567: How to Build a Dinosaur by Jack Horner and James Gorman

by Gerard

DDC_567

567.9: Horner, Jack and James Gorman. How to Build a Dinosaur: The New Science of Reverse Evolution. New York: Plume, 2010. 213 pp. ISBN 978-0-452-29601-5.

Dewey Breakdown:

  • 500: Science
  • 560: Paleontology
  • 567: Fossil cold-blooded vertebrates and fishes
  • 567.9: Reptilia

The study of dinosaur fossils has reached unprecedented heights and complexity. DNA can be extracted from tiny bits of bone and molecular biology is starting to unlock more and more pieces of the ancient past. Jack Horner, distinguished paleontologist and winner of a MacArthur Genius grant, along with James Gorman, bring together the fields of paleontology, paleobiology, paleobotany (and all the other paleo-s) with modern science to make a case for the creation of a living, breathing dinosaur. How to Build a Dinosaur is a look into the science involved as well as the scientists behind the discoveries leading the way.

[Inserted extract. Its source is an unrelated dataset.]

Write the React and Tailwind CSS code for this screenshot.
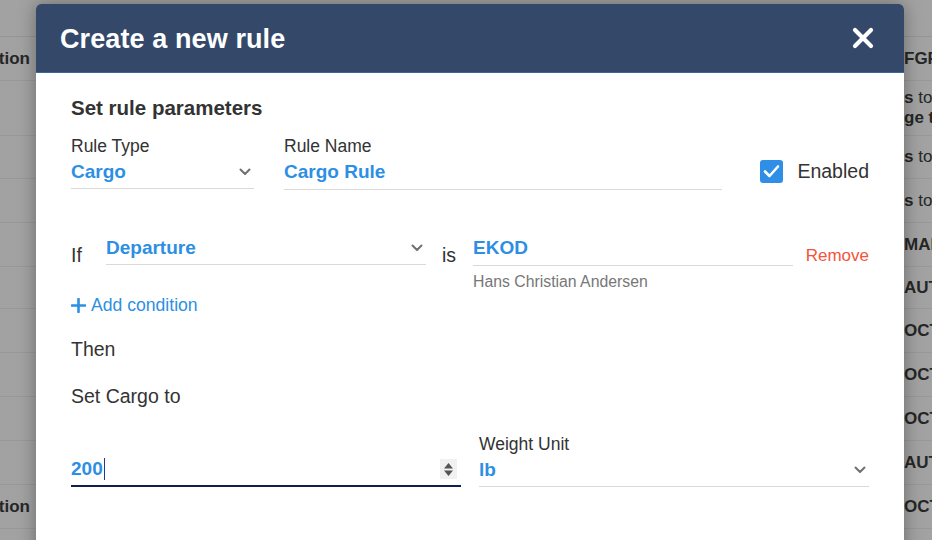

Horner and Gorman’s thesis is that a chicken egg or fetus can be successfully manipulated in such a way as to hatch a dinosaur. Genes can be spliced, dormant sequences can be reactivated, and evolutionary changes can be undone. Once all the detritus has cleared, what would be in front of you could nominally be called a dinosaur. Since birds evolved from these ancient lizards, it makes sense to start with them and work backwards. The authors explore the science of evolutionary development to show what it can do and what implications this has on modern species.

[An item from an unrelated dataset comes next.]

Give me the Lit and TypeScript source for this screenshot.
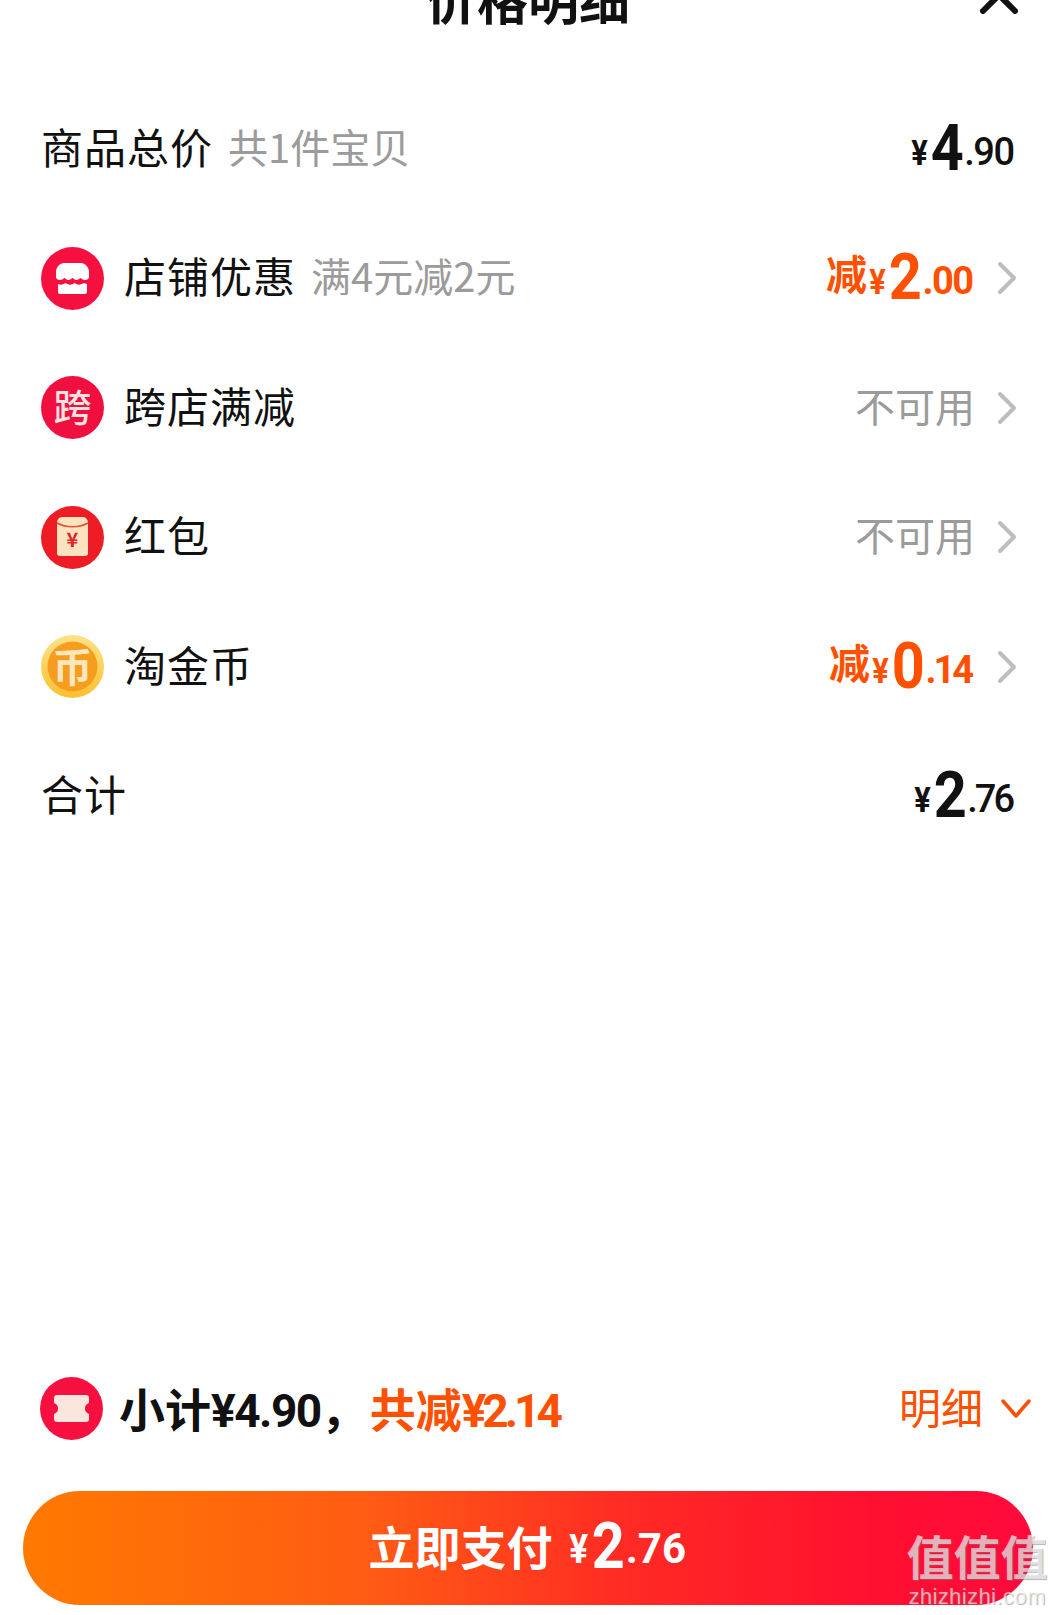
import { LitElement, css, html, nothing } from 'lit';
import { customElement } from 'lit/decorators.js';

interface PriceRow {
  icon?: string;
  label: string;
  note?: string;
  prefix?: string;
  big?: string;
  cents?: string;
  muted?: string;
  accent?: boolean;
  arrow?: boolean;
  tight?: boolean;
}

const ROWS: PriceRow[] = [
  { label: '商品总价', note: '共1件宝贝', big: '4', cents: '.90' },
  { icon: 'shop', label: '店铺优惠', note: '满4元减2元', prefix: '减', big: '2', cents: '.00', accent: true, arrow: true },
  { icon: 'cross', label: '跨店满减', muted: '不可用', arrow: true },
  { icon: 'packet', label: '红包', muted: '不可用', arrow: true },
  { icon: 'coin', label: '淘金币', prefix: '减', big: '0', cents: '.14', accent: true, arrow: true, tight: true },
  { label: '合计', big: '2', cents: '.76', tight: true },
];

@customElement('app-root')
export class AppRoot extends LitElement {
  static styles = css`
    :host {
      display: flex;
      flex-direction: column;
      position: relative;
      width: 1056px;
      height: 1615px;
      overflow: hidden;
      background: #fff;
      color: #111;
      font-family: 'Noto Sans CJK SC', 'Liberation Sans', sans-serif;
    }

    .header {
      height: 84px;
      flex: none;
      text-align: center;
    }

    .title {
      margin: -34px 0 0;
      font-size: 51px;
      line-height: 64px;
      font-weight: 700;
    }

    .close {
      position: absolute;
      top: -12px;
      right: 38px;
      width: 38px;
      height: 26px;
    }

    .row {
      display: flex;
      align-items: center;
      height: 129.5px;
      padding: 0 39px 0 41px;
    }

    .icon {
      width: 63px;
      height: 63px;
      flex: none;
      margin-right: 20px;
    }

    .icon text {
      font-family: 'Noto Sans CJK SC', sans-serif;
      text-anchor: middle;
    }

    .label {
      padding-bottom: 6px;
      font-size: 42px;
      line-height: 52px;
      letter-spacing: 1px;
    }

    .note {
      margin-left: 15px;
      padding-bottom: 6px;
      font-size: 40px;
      line-height: 52px;
      color: #9b9b9b;
    }

    .value {
      display: flex;
      align-items: baseline;
      margin-left: auto;
      font-family: Roboto, 'Liberation Sans', sans-serif;
      font-weight: 700;
    }

    .row .value.plain {
      margin-right: 2px;
    }

    .row .value.accent {
      margin-right: -2px;
    }

    .value.accent {
      color: #ff5000;
    }

    .prefix {
      font-family: 'Noto Sans CJK SC', sans-serif;
      font-size: 41px;
      line-height: 52px;
      transform: translateY(-9px);
    }

    .yen {
      font-size: 35px;
      margin: 0 2px 0 1px;
      transform: translateY(-5px) scaleX(0.88);
    }

    .big {
      font-size: 64px;
      line-height: 64px;
      margin: 0 -2px;
      transform: scaleX(0.9);
    }

    .cents {
      font-size: 38px;
      font-weight: 500;
      letter-spacing: -1.5px;
      margin-left: 1px;
      margin-right: 1.5px;
      transform: translateY(-5px);
    }

    .cents.tight {
      letter-spacing: -3px;
      margin-right: 3px;
    }

    .accent .cents {
      font-weight: 700;
    }

    .muted {
      margin-left: auto;
      margin-right: -3px;
      padding-bottom: 6px;
      font-size: 40px;
      line-height: 52px;
      color: #9b9b9b;
    }

    .chevron {
      width: 20px;
      height: 32px;
      flex: none;
      margin-left: 25px;
      overflow: visible;
    }

    .spacer {
      flex: 1;
    }

    .summary {
      display: flex;
      align-items: center;
      height: 63px;
      margin-bottom: 51px;
      padding: 0 24px 0 40px;
    }

    .summary .icon {
      margin-right: 16px;
    }

    .totals {
      font-size: 46px;
      line-height: 60px;
      font-weight: 700;
    }

    .totals .num {
      font-family: Roboto, 'Liberation Sans', sans-serif;
      font-size: 46px;
      letter-spacing: -1.5px;
    }

    .totals .num.squeeze {
      letter-spacing: -4px;
    }

    .off {
      margin-left: 3px;
      color: #ff5000;
    }

    .detail {
      display: flex;
      align-items: center;
      gap: 17px;
      margin-left: auto;
      font-size: 42px;
      line-height: 52px;
      color: #ff5000;
    }

    .detail-text {
      padding-bottom: 5px;
    }

    .detail svg {
      width: 32px;
      height: 22px;
    }

    .pay {
      display: flex;
      align-items: baseline;
      justify-content: center;
      height: 114px;
      margin: 0 23px 10px;
      box-sizing: border-box;
      padding-top: 21px;
      border-radius: 57px;
      background: linear-gradient(90deg, #ff7a00 0%, #ff5a14 35%, #ff2a24 60%, #ff0f30 85%, #ff0a3c 100%);
      color: #fff;
      font-size: 46px;
      line-height: 64px;
      font-weight: 700;
    }

    .pay .value {
      margin-left: 15px;
      transform: translateY(3px);
    }

    .pay .yen {
      font-size: 40px;
    }

    .pay .cents {
      font-size: 42px;
      font-weight: 700;
      letter-spacing: 0;
    }

    .mark {
      position: absolute;
      right: 8px;
      bottom: 6px;
      width: 142px;
      color: rgba(255, 255, 255, 0.62);
      text-shadow: 1px 1px 1px rgba(120, 120, 120, 0.55);
      text-align: center;
    }

    .mark-top {
      font-size: 47px;
      line-height: 48px;
      font-weight: 700;
      white-space: nowrap;
    }

    .mark-url {
      margin-top: 6px;
      font-family: 'Liberation Sans', sans-serif;
      font-size: 22px;
      line-height: 24px;
      letter-spacing: 0.4px;
      white-space: nowrap;
    }
  `;

  renderIcon(name?: string) {
    switch (name) {
      case 'shop':
        return html`<svg class="icon" viewBox="0 0 63 63">
          <circle cx="31.5" cy="31.5" r="31.5" fill="#f5103f" />
          <path fill="#fff" d="M23 16h17c4 0 8 4 8 9v5c0 2-2 3-4 3-2.500 0-4-2-4.500-2s-2 2-4 2-3.500-2-4-2-2 2-4 2-3.500-2-4-2-2 2-4.500 2c-2 0-4-1-4-3v-5c0-5 4-9 8-9z" />
          <path fill="#fff" d="M17 37c2 1 4 1 5.500 0 1.500-1 2.500-1 4 0s3.500 1 5 0 2.500-1 4 0 3.500 1 5 0 3.500-1 5.500 0v8c0 1-1 2-2 2H19c-1 0-2-1-2-2z" />
        </svg>`;
      case 'cross':
        return html`<svg class="icon" viewBox="0 0 63 63">
          <circle cx="31.5" cy="31.5" r="31.5" fill="#f0103f" />
          <text x="31.500" y="45" font-size="38" font-weight="500" fill="#ffe3e0">跨</text>
        </svg>`;
      case 'packet':
        return html`<svg class="icon" viewBox="0 0 63 63">
          <circle cx="31.5" cy="31.5" r="31.5" fill="#ee1c25" />
          <path fill="#fbe3c0" d="M16 17c0-3 2-6 5-6h21c3 0 5 3 5 6v30c0 2-1 3-3 3H19c-2 0-3-1-3-3z" />
          <path fill="none" stroke="#e8502f" stroke-width="1.500" d="M16 17c9 5 22 5 31 0" />
          <text x="31.500" y="41" font-size="20" font-weight="700" fill="#e0242a">¥</text>
        </svg>`;
      case 'coin':
        return html`<svg class="icon" viewBox="0 0 63 63">
          <defs>
            <linearGradient id="rim" x1="0" y1="0" x2="0" y2="1">
              <stop offset="0" stop-color="#fde28a" />
              <stop offset="1" stop-color="#fcc02e" />
            </linearGradient>
          </defs>
          <circle cx="31.5" cy="31.5" r="31.5" fill="url(#rim)" />
          <circle cx="31.5" cy="31.5" r="25" fill="#f79d1e" />
          <text x="31.500" y="47" font-size="40" font-weight="700" fill="#fbe6bd">币</text>
        </svg>`;
      default:
        return nothing;
    }
  }

  renderValue(row: PriceRow) {
    if (row.muted) return html`<span class="muted">${row.muted}</span>`;
    return html`<span class="value ${row.accent ? 'accent' : 'plain'}">
      ${row.prefix ? html`<span class="prefix">${row.prefix}</span>` : nothing}
      <span class="yen">¥</span><span class="big">${row.big}</span><span class="cents ${row.tight ? 'tight' : ''}">${row.cents}</span>
    </span>`;
  }

  renderRow(row: PriceRow) {
    return html`<div class="row">
      ${this.renderIcon(row.icon)}
      <span class="label">${row.label}</span>
      ${row.note ? html`<span class="note">${row.note}</span>` : nothing}
      ${this.renderValue(row)}
      ${row.arrow
        ? html`<svg class="chevron" viewBox="0 0 20 32">
            <path d="M3 2l14 14L3 30" fill="none" stroke="#bdbdbd" stroke-width="4" stroke-linecap="round" stroke-linejoin="round" />
          </svg>`
        : nothing}
    </div>`;
  }

  render() {
    return html`
      <div class="header">
        <h1 class="title">价格明细</h1>
        <svg class="close" viewBox="0 0 38 26">
          <path d="M3 23L19 7l16 16M19 7L3-9M19 7L35-9" fill="none" stroke="#111" stroke-width="6" stroke-linecap="round" />
        </svg>
      </div>
      ${ROWS.map((row) => this.renderRow(row))}
      <div class="spacer"></div>
      <div class="summary">
        <svg class="icon" viewBox="0 0 63 63">
          <circle cx="31.5" cy="31.5" r="31.5" fill="#f5103f" />
          <path fill="#fbe6de" d="M17 18h29c2 0 3 1 3 3v5c-3 1-4 3-4 5.500s1 4.500 4 5.500v5c0 2-1 3-3 3H17c-2 0-3-1-3-3v-5c3-1 4-3 4-5.500S17 27 14 26v-5c0-2 1-3 3-3z" />
        </svg>
        <span class="totals">小计<span class="num">¥4.90</span>，<span class="off">共减<span class="num squeeze">¥2.14</span></span></span>
        <span class="detail"><span class="detail-text">明细</span>
          <svg viewBox="0 0 32 22">
            <path d="M3 3l13 15L29 3" fill="none" stroke="#ff5000" stroke-width="3.500" stroke-linecap="round" stroke-linejoin="round" />
          </svg>
        </span>
      </div>
      <div class="pay">
        立即支付
        <span class="value"><span class="yen">¥</span><span class="big">2</span><span class="cents">.76</span></span>
      </div>
      <div class="mark">
        <div class="mark-top">值值值</div>
        <div class="mark-url">zhizhizhi.com</div>
      </div>
    `;
  }
}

I really enjoyed this book. This is science told by someone who is truly passionate about it. He starts with a problem and gathers together better minds to help solve it. Along the way, we hear the back stories of many scientists (and even a few fun anecdotes) about how they learned to love their fields. Granted, there are bits that could be cut to make the book tighter, but I think the rambling bits add color to what would have been a rather rote tour of the field. Horner’s infectious love of paleontology is apparent, and the book is richer for it. An informative and fun read.